-- Exercise --
From the records below, copy every line that contains the word "React".

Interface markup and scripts
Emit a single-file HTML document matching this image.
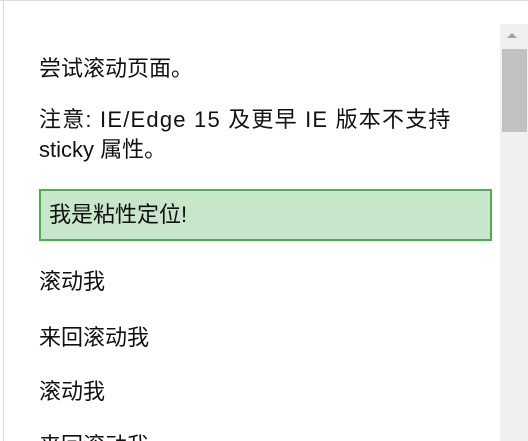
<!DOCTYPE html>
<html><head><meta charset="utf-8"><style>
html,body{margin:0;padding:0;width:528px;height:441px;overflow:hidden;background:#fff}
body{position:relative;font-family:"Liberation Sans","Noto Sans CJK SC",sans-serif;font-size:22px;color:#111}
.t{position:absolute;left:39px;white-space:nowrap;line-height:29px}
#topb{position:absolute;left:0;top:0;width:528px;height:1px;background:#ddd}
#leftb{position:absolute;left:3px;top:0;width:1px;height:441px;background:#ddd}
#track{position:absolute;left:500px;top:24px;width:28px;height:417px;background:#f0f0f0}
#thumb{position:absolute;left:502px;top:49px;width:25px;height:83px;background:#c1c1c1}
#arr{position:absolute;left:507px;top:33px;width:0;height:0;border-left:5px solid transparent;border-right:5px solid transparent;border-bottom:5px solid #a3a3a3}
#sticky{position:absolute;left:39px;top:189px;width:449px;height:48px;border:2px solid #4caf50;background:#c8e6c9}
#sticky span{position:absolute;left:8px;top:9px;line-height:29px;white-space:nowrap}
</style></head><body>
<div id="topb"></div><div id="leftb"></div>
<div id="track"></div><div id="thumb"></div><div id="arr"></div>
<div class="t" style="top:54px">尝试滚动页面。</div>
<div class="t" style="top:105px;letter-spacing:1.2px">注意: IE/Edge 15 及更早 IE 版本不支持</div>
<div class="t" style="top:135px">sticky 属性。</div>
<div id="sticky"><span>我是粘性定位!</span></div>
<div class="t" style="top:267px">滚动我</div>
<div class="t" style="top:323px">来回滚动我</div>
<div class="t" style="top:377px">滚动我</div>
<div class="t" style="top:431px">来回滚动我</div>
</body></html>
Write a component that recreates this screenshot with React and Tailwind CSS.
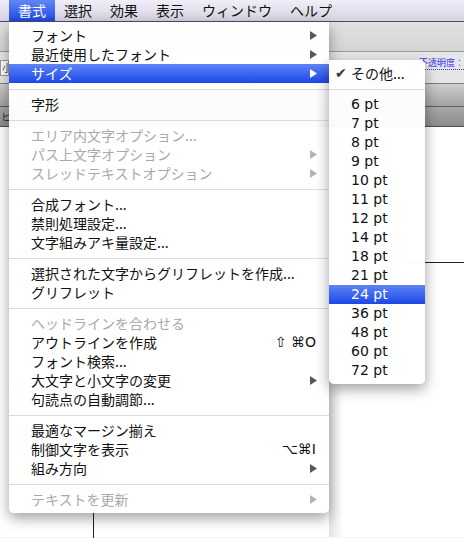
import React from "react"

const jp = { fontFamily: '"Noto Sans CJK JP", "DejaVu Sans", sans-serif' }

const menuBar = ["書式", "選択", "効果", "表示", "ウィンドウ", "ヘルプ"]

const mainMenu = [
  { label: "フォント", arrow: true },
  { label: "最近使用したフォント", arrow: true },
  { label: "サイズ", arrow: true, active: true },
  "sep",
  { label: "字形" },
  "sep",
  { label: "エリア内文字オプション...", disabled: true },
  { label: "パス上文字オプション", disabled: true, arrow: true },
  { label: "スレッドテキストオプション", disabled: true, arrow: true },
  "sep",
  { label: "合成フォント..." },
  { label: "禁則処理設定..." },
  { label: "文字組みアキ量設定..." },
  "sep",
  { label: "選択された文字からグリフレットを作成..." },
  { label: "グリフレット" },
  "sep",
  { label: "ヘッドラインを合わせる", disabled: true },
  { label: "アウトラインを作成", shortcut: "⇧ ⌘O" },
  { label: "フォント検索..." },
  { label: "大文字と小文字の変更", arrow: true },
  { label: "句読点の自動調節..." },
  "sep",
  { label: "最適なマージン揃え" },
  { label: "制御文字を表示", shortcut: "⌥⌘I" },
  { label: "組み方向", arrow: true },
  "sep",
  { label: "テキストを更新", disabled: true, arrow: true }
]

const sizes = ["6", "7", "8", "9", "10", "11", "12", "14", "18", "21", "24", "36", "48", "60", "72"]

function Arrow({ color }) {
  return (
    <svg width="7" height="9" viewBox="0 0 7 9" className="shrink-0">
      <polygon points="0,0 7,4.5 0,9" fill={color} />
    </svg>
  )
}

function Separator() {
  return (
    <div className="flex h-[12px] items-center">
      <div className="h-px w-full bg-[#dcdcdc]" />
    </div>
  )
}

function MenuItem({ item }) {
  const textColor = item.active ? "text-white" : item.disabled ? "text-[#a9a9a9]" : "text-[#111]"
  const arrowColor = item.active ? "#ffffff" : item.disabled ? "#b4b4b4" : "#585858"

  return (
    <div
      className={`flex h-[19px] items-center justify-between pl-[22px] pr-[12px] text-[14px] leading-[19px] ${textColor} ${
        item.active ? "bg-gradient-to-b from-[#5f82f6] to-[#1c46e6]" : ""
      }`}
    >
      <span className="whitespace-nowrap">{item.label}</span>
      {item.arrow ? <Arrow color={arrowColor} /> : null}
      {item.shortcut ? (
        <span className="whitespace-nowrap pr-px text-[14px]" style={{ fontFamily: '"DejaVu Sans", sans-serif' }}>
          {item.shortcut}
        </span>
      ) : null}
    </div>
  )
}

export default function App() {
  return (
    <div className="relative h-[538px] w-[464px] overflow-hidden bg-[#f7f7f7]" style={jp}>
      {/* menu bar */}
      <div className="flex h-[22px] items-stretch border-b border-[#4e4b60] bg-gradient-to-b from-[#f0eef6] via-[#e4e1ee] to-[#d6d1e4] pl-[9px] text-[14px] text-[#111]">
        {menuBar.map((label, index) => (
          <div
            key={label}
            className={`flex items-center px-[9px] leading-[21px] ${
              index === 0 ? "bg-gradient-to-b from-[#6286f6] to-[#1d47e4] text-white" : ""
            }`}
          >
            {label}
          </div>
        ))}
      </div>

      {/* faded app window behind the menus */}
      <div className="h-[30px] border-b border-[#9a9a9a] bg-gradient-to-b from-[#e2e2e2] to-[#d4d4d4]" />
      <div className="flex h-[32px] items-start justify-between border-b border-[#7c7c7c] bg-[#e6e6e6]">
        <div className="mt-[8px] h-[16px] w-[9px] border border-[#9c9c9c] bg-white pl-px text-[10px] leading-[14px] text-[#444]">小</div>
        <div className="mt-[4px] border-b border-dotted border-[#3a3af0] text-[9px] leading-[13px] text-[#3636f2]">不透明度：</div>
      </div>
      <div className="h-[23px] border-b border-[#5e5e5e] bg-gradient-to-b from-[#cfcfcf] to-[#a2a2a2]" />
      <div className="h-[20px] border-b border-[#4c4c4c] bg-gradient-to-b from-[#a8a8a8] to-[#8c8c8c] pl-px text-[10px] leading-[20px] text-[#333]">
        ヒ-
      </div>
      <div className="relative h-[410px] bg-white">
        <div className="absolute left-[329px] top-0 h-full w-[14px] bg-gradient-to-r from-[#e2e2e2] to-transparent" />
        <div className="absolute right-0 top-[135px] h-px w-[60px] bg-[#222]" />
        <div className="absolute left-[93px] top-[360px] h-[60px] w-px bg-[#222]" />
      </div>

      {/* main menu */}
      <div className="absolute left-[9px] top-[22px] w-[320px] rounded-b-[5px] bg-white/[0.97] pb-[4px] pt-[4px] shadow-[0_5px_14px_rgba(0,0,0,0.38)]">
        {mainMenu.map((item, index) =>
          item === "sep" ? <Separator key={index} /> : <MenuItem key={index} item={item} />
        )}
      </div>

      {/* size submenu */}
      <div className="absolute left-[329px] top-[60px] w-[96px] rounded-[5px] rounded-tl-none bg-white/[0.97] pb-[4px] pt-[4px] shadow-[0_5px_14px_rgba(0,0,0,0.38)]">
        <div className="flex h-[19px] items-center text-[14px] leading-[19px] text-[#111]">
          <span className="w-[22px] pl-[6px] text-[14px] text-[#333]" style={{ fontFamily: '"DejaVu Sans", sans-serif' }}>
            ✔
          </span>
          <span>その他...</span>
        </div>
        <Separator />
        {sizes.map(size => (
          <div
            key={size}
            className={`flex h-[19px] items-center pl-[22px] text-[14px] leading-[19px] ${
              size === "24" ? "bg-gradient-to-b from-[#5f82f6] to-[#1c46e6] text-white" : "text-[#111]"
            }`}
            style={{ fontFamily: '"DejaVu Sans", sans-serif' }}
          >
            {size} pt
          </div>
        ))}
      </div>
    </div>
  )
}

-- Finished task --
Write a component that recreates this screenshot with React and Tailwind CSS.
import React from "react"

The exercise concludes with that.